Chacune des trois portes du sud de la ville mandchoue communiquent avec la ville chinoise par une demi-lune fortifiée. De toutes ces portes sortent des boulevards de trente mètres de largeur qui sont presque tous dirigés vers un des quatre points cardinaux et divisent la ville en grands carrés. Ceux-ci sont partagés à leur tour par des rues parallèles de dix mètres de largeur en carrés plus petits, reliés par une foule de ruelles étroites orientées de toutes les façons.

Les boulevards sont formés d’une chaussée pierrée élevée au-dessus des accotements ; les autres rues sont en terre. Les maisons qui bordent les premiers ont un aspect misérable ; elles n’ont pas d’étages, sauf quelques-unes qui possèdent un entre-sol servant de magasin. Quelques boutiques sont richement décorées en bois sculpté ; on y rencontre cependant des établissements impériaux et des temples reconnaissables à leurs toits jaunes ou verts ; les palais, les Fou et les hôtels des mandarins ont tous leur entrée dans des ruelles, et les grands arbres de leurs parcs en font seuls soupçonner le voisinage.

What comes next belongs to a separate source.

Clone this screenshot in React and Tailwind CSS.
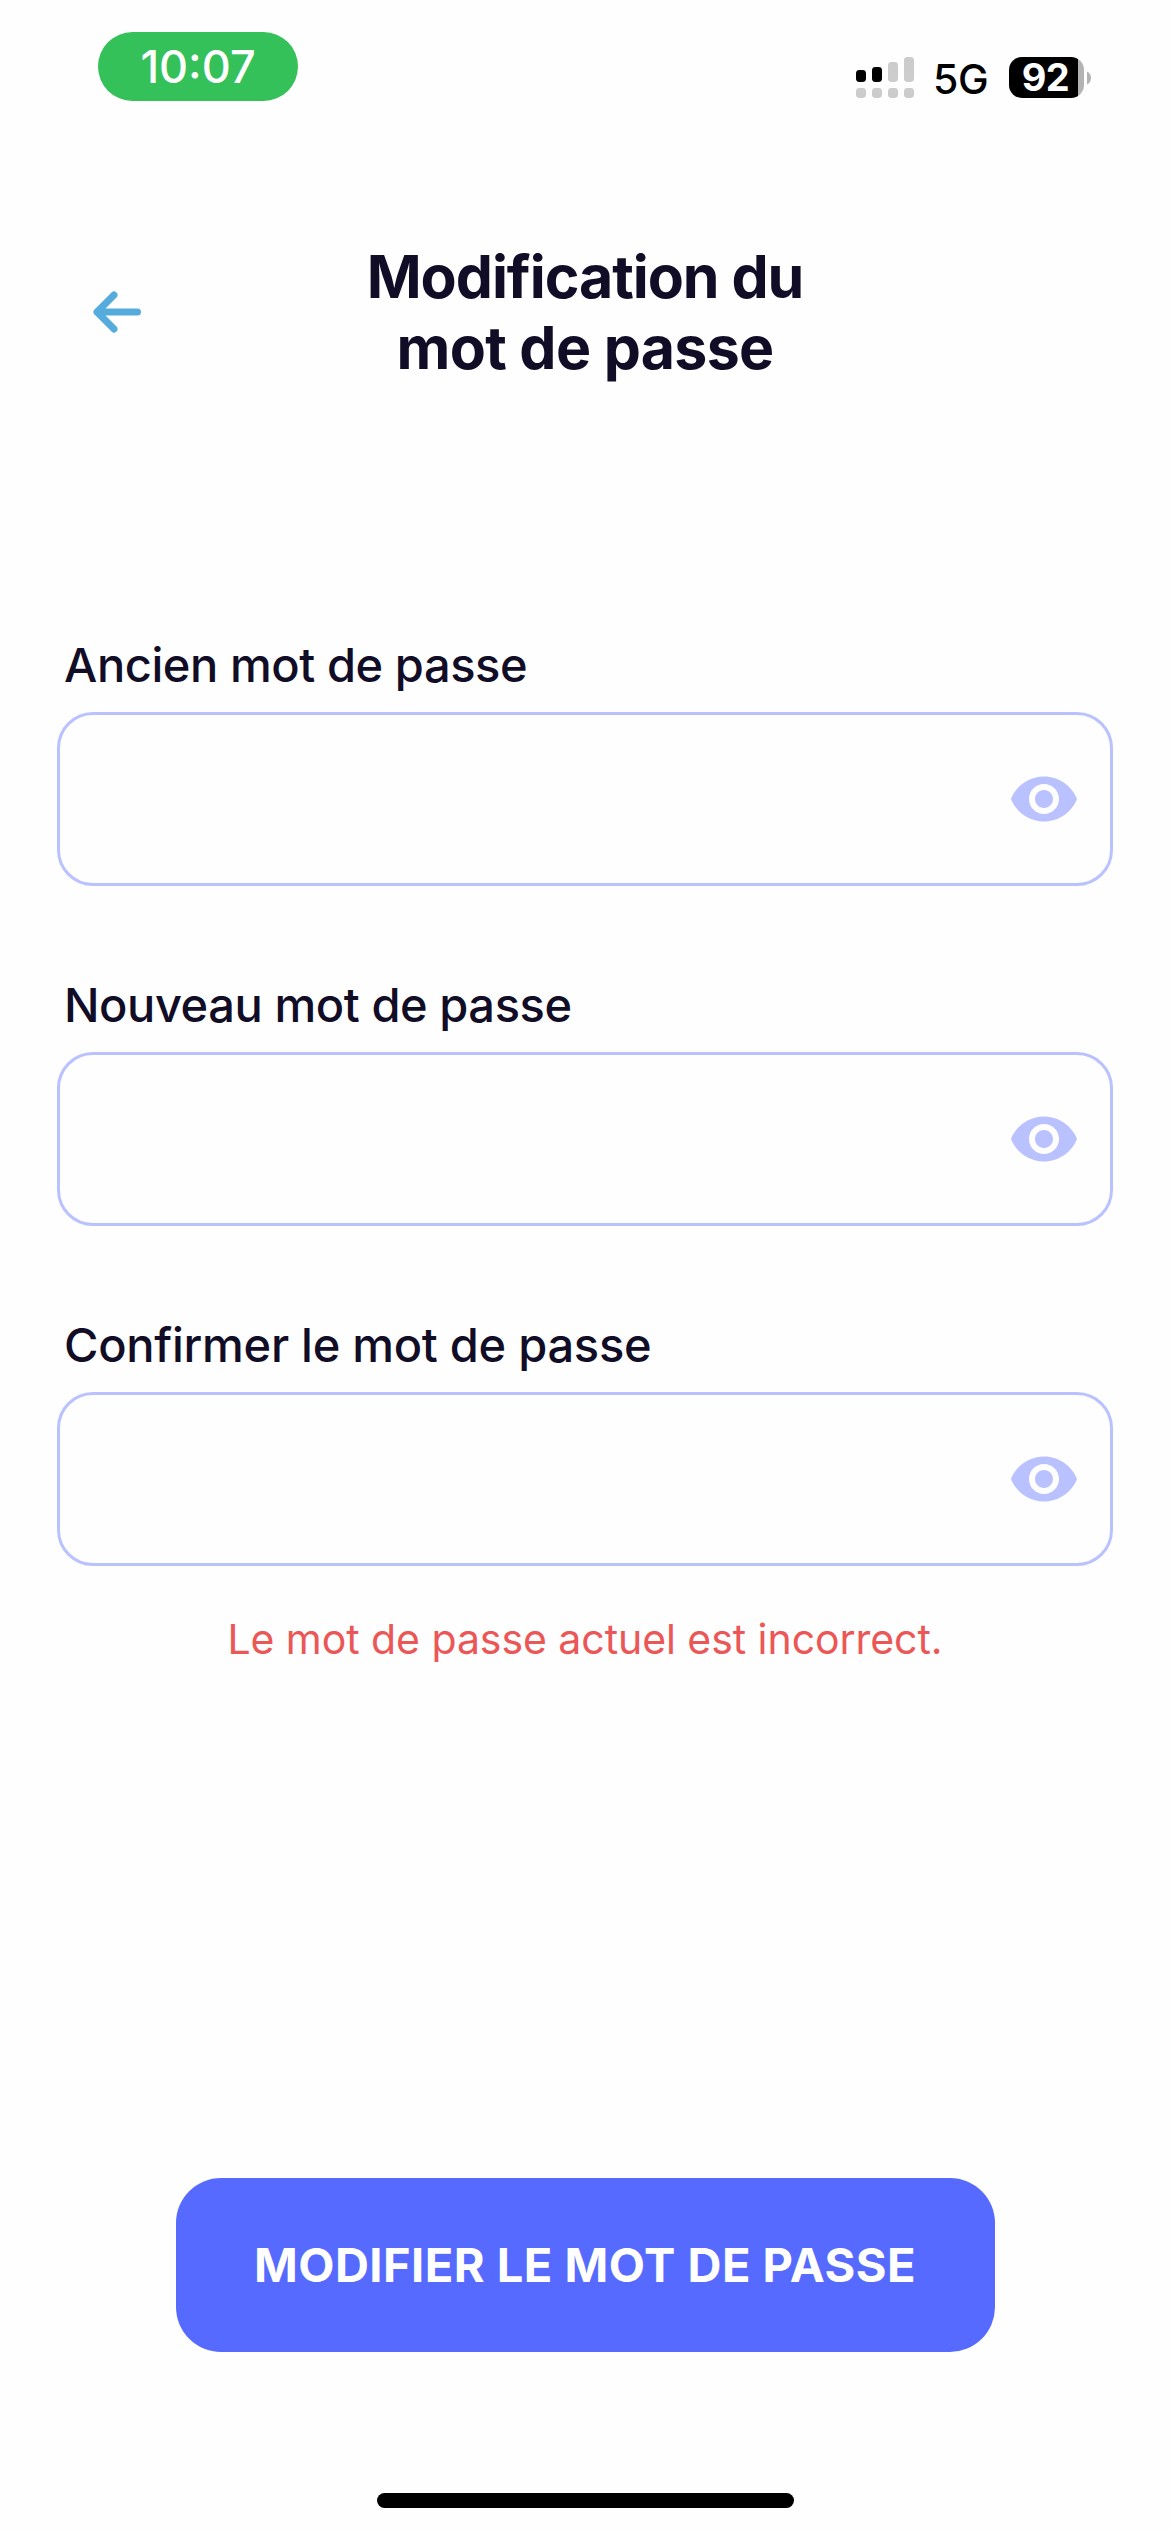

Au centre de la ville mandchoue est une enceinte formée par un mur de clôture percé de quatre portes fortifiées ; c’est la ville Jaune ou Houang-tchen, dont la superficie est d’environ 668 hectares. Elle contient beaucoup

  1. Nous devons ces renseignements à M. le capitaine Bouvier, qui a bien voulu nous confier le résumé de ses travaux topographiques pendant son séjour à Pékin.
  2. Men, en chinois, veut dire porte.